THE REQUEST: Every line of the listing must be reproduced as it stands. Leave the images behind.

━━━━━━━━━━━━━━━━━━━━

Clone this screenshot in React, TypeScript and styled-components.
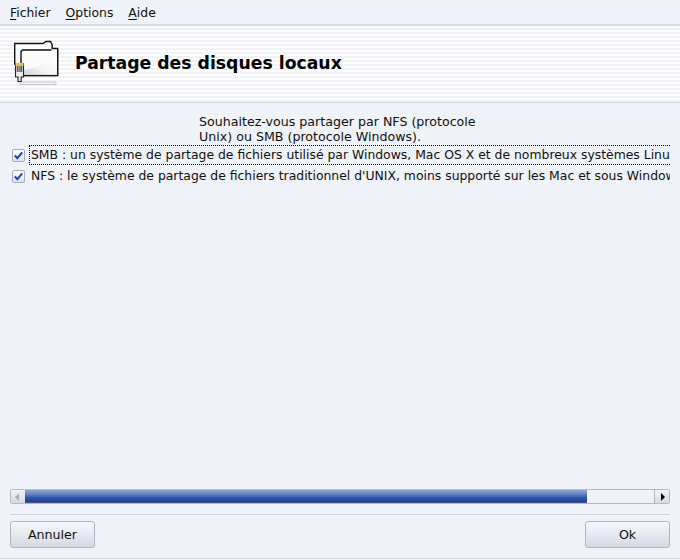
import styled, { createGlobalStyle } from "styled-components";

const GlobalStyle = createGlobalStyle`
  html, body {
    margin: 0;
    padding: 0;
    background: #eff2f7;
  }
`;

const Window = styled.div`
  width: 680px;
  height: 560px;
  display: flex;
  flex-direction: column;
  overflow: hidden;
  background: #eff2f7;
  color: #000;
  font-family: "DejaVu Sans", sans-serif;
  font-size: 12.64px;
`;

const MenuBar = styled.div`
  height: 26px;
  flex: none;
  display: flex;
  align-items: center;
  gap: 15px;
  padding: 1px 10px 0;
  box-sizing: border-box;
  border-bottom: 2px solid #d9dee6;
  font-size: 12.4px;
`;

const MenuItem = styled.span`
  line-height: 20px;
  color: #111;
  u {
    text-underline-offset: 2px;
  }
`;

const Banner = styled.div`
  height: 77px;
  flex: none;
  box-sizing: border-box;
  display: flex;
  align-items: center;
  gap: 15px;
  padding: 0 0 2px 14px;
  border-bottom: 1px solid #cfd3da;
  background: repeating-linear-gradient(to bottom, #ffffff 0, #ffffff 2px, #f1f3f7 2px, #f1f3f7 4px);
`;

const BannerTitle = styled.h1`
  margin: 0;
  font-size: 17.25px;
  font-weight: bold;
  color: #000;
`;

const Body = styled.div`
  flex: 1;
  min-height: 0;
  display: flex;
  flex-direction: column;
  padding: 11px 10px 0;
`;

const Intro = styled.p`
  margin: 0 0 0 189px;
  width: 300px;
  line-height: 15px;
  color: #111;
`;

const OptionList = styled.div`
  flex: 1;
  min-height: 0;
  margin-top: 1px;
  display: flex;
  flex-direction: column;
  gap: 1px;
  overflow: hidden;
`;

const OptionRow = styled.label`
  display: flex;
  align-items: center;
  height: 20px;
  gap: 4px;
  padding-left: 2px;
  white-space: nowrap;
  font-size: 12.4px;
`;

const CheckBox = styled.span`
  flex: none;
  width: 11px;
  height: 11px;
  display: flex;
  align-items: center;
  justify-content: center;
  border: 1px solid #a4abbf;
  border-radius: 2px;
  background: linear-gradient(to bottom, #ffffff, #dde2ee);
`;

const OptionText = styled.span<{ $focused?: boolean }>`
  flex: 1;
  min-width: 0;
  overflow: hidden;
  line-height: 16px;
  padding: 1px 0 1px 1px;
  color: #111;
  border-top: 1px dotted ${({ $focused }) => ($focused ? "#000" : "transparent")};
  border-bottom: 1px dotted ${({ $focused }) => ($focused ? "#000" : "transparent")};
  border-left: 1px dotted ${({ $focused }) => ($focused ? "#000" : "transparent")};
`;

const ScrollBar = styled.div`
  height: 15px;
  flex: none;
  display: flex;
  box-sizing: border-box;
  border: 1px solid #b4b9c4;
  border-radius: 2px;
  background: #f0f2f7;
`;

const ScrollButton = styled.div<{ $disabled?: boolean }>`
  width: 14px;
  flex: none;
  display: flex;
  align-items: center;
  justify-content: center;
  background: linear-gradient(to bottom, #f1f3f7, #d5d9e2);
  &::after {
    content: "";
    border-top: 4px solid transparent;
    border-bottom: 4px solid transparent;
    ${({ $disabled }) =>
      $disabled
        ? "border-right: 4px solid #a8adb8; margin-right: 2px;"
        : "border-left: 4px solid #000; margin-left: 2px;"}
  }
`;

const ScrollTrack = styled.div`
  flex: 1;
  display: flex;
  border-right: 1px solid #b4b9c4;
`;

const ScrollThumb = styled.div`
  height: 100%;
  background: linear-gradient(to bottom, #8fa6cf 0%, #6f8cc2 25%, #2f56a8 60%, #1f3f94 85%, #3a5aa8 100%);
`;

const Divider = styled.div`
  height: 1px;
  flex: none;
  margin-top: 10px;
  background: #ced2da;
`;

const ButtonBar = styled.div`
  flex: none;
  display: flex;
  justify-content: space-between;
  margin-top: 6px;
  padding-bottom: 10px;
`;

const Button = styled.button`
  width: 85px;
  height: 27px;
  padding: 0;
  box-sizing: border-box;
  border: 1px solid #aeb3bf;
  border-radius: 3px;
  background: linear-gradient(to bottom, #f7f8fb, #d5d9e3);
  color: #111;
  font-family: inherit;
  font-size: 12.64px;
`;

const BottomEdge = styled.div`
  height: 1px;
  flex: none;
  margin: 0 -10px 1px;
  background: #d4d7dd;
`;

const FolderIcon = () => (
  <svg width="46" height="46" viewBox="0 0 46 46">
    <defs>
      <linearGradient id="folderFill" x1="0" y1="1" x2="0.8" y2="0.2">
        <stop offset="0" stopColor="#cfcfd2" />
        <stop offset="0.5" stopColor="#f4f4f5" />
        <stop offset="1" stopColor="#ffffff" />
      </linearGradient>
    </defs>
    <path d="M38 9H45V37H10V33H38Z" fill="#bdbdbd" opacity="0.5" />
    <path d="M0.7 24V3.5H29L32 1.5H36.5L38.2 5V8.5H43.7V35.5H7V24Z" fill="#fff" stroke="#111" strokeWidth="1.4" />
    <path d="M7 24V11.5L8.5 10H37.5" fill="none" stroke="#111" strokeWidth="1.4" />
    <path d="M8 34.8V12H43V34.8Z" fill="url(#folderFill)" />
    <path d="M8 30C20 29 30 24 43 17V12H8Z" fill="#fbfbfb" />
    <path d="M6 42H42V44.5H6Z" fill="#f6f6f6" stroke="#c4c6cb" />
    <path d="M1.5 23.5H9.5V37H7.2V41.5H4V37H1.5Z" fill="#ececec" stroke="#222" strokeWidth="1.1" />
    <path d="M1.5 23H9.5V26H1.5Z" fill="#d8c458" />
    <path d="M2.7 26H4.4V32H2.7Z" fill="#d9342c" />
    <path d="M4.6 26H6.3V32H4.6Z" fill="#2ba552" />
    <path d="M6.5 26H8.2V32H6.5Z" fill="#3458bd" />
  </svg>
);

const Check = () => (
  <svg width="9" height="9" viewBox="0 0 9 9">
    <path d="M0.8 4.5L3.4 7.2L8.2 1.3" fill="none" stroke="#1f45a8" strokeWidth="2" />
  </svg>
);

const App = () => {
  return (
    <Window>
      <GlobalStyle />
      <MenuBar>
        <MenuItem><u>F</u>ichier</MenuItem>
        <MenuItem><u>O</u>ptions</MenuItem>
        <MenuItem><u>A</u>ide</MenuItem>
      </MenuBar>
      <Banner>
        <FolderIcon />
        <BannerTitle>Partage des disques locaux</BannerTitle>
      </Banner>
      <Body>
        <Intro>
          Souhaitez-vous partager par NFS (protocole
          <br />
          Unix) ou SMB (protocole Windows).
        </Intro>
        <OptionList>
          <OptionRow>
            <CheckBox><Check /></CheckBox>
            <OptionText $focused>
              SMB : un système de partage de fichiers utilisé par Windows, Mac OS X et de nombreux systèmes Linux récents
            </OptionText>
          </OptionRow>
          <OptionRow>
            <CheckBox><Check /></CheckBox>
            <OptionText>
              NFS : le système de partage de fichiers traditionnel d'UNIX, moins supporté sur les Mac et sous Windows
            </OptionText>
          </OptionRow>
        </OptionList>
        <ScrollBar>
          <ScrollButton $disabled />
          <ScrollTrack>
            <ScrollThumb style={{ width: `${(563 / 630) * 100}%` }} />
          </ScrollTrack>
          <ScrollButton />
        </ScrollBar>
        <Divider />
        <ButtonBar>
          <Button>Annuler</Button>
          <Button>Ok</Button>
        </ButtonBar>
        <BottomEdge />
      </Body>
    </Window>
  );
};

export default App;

━━━━━━━━━━━━━━━━━━━━

COMPLETE OUTPUT:
Clone this screenshot in React, TypeScript and styled-components.
import styled, { createGlobalStyle } from "styled-components";

const GlobalStyle = createGlobalStyle`
  html, body {
    margin: 0;
    padding: 0;
    background: #eff2f7;
  }
`;

const Window = styled.div`
  width: 680px;
  height: 560px;
  display: flex;
  flex-direction: column;
  overflow: hidden;
  background: #eff2f7;
  color: #000;
  font-family: "DejaVu Sans", sans-serif;
  font-size: 12.64px;
`;

const MenuBar = styled.div`
  height: 26px;
  flex: none;
  display: flex;
  align-items: center;
  gap: 15px;
  padding: 1px 10px 0;
  box-sizing: border-box;
  border-bottom: 2px solid #d9dee6;
  font-size: 12.4px;
`;

const MenuItem = styled.span`
  line-height: 20px;
  color: #111;
  u {
    text-underline-offset: 2px;
  }
`;

const Banner = styled.div`
  height: 77px;
  flex: none;
  box-sizing: border-box;
  display: flex;
  align-items: center;
  gap: 15px;
  padding: 0 0 2px 14px;
  border-bottom: 1px solid #cfd3da;
  background: repeating-linear-gradient(to bottom, #ffffff 0, #ffffff 2px, #f1f3f7 2px, #f1f3f7 4px);
`;

const BannerTitle = styled.h1`
  margin: 0;
  font-size: 17.25px;
  font-weight: bold;
  color: #000;
`;

const Body = styled.div`
  flex: 1;
  min-height: 0;
  display: flex;
  flex-direction: column;
  padding: 11px 10px 0;
`;

const Intro = styled.p`
  margin: 0 0 0 189px;
  width: 300px;
  line-height: 15px;
  color: #111;
`;

const OptionList = styled.div`
  flex: 1;
  min-height: 0;
  margin-top: 1px;
  display: flex;
  flex-direction: column;
  gap: 1px;
  overflow: hidden;
`;

const OptionRow = styled.label`
  display: flex;
  align-items: center;
  height: 20px;
  gap: 4px;
  padding-left: 2px;
  white-space: nowrap;
  font-size: 12.4px;
`;

const CheckBox = styled.span`
  flex: none;
  width: 11px;
  height: 11px;
  display: flex;
  align-items: center;
  justify-content: center;
  border: 1px solid #a4abbf;
  border-radius: 2px;
  background: linear-gradient(to bottom, #ffffff, #dde2ee);
`;

const OptionText = styled.span<{ $focused?: boolean }>`
  flex: 1;
  min-width: 0;
  overflow: hidden;
  line-height: 16px;
  padding: 1px 0 1px 1px;
  color: #111;
  border-top: 1px dotted ${({ $focused }) => ($focused ? "#000" : "transparent")};
  border-bottom: 1px dotted ${({ $focused }) => ($focused ? "#000" : "transparent")};
  border-left: 1px dotted ${({ $focused }) => ($focused ? "#000" : "transparent")};
`;

const ScrollBar = styled.div`
  height: 15px;
  flex: none;
  display: flex;
  box-sizing: border-box;
  border: 1px solid #b4b9c4;
  border-radius: 2px;
  background: #f0f2f7;
`;

const ScrollButton = styled.div<{ $disabled?: boolean }>`
  width: 14px;
  flex: none;
  display: flex;
  align-items: center;
  justify-content: center;
  background: linear-gradient(to bottom, #f1f3f7, #d5d9e2);
  &::after {
    content: "";
    border-top: 4px solid transparent;
    border-bottom: 4px solid transparent;
    ${({ $disabled }) =>
      $disabled
        ? "border-right: 4px solid #a8adb8; margin-right: 2px;"
        : "border-left: 4px solid #000; margin-left: 2px;"}
  }
`;

const ScrollTrack = styled.div`
  flex: 1;
  display: flex;
  border-right: 1px solid #b4b9c4;
`;

const ScrollThumb = styled.div`
  height: 100%;
  background: linear-gradient(to bottom, #8fa6cf 0%, #6f8cc2 25%, #2f56a8 60%, #1f3f94 85%, #3a5aa8 100%);
`;

const Divider = styled.div`
  height: 1px;
  flex: none;
  margin-top: 10px;
  background: #ced2da;
`;

const ButtonBar = styled.div`
  flex: none;
  display: flex;
  justify-content: space-between;
  margin-top: 6px;
  padding-bottom: 10px;
`;

const Button = styled.button`
  width: 85px;
  height: 27px;
  padding: 0;
  box-sizing: border-box;
  border: 1px solid #aeb3bf;
  border-radius: 3px;
  background: linear-gradient(to bottom, #f7f8fb, #d5d9e3);
  color: #111;
  font-family: inherit;
  font-size: 12.64px;
`;

const BottomEdge = styled.div`
  height: 1px;
  flex: none;
  margin: 0 -10px 1px;
  background: #d4d7dd;
`;

const FolderIcon = () => (
  <svg width="46" height="46" viewBox="0 0 46 46">
    <defs>
      <linearGradient id="folderFill" x1="0" y1="1" x2="0.8" y2="0.2">
        <stop offset="0" stopColor="#cfcfd2" />
        <stop offset="0.5" stopColor="#f4f4f5" />
        <stop offset="1" stopColor="#ffffff" />
      </linearGradient>
    </defs>
    <path d="M38 9H45V37H10V33H38Z" fill="#bdbdbd" opacity="0.5" />
    <path d="M0.7 24V3.5H29L32 1.5H36.5L38.2 5V8.5H43.7V35.5H7V24Z" fill="#fff" stroke="#111" strokeWidth="1.4" />
    <path d="M7 24V11.5L8.5 10H37.5" fill="none" stroke="#111" strokeWidth="1.4" />
    <path d="M8 34.8V12H43V34.8Z" fill="url(#folderFill)" />
    <path d="M8 30C20 29 30 24 43 17V12H8Z" fill="#fbfbfb" />
    <path d="M6 42H42V44.5H6Z" fill="#f6f6f6" stroke="#c4c6cb" />
    <path d="M1.5 23.5H9.5V37H7.2V41.5H4V37H1.5Z" fill="#ececec" stroke="#222" strokeWidth="1.1" />
    <path d="M1.5 23H9.5V26H1.5Z" fill="#d8c458" />
    <path d="M2.7 26H4.4V32H2.7Z" fill="#d9342c" />
    <path d="M4.6 26H6.3V32H4.6Z" fill="#2ba552" />
    <path d="M6.5 26H8.2V32H6.5Z" fill="#3458bd" />
  </svg>
);

const Check = () => (
  <svg width="9" height="9" viewBox="0 0 9 9">
    <path d="M0.8 4.5L3.4 7.2L8.2 1.3" fill="none" stroke="#1f45a8" strokeWidth="2" />
  </svg>
);

const App = () => {
  return (
    <Window>
      <GlobalStyle />
      <MenuBar>
        <MenuItem><u>F</u>ichier</MenuItem>
        <MenuItem><u>O</u>ptions</MenuItem>
        <MenuItem><u>A</u>ide</MenuItem>
      </MenuBar>
      <Banner>
        <FolderIcon />
        <BannerTitle>Partage des disques locaux</BannerTitle>
      </Banner>
      <Body>
        <Intro>
          Souhaitez-vous partager par NFS (protocole
          <br />
          Unix) ou SMB (protocole Windows).
        </Intro>
        <OptionList>
          <OptionRow>
            <CheckBox><Check /></CheckBox>
            <OptionText $focused>
              SMB : un système de partage de fichiers utilisé par Windows, Mac OS X et de nombreux systèmes Linux récents
            </OptionText>
          </OptionRow>
          <OptionRow>
            <CheckBox><Check /></CheckBox>
            <OptionText>
              NFS : le système de partage de fichiers traditionnel d'UNIX, moins supporté sur les Mac et sous Windows
            </OptionText>
          </OptionRow>
        </OptionList>
        <ScrollBar>
          <ScrollButton $disabled />
          <ScrollTrack>
            <ScrollThumb style={{ width: `${(563 / 630) * 100}%` }} />
          </ScrollTrack>
          <ScrollButton />
        </ScrollBar>
        <Divider />
        <ButtonBar>
          <Button>Annuler</Button>
          <Button>Ok</Button>
        </ButtonBar>
        <BottomEdge />
      </Body>
    </Window>
  );
};

export default App;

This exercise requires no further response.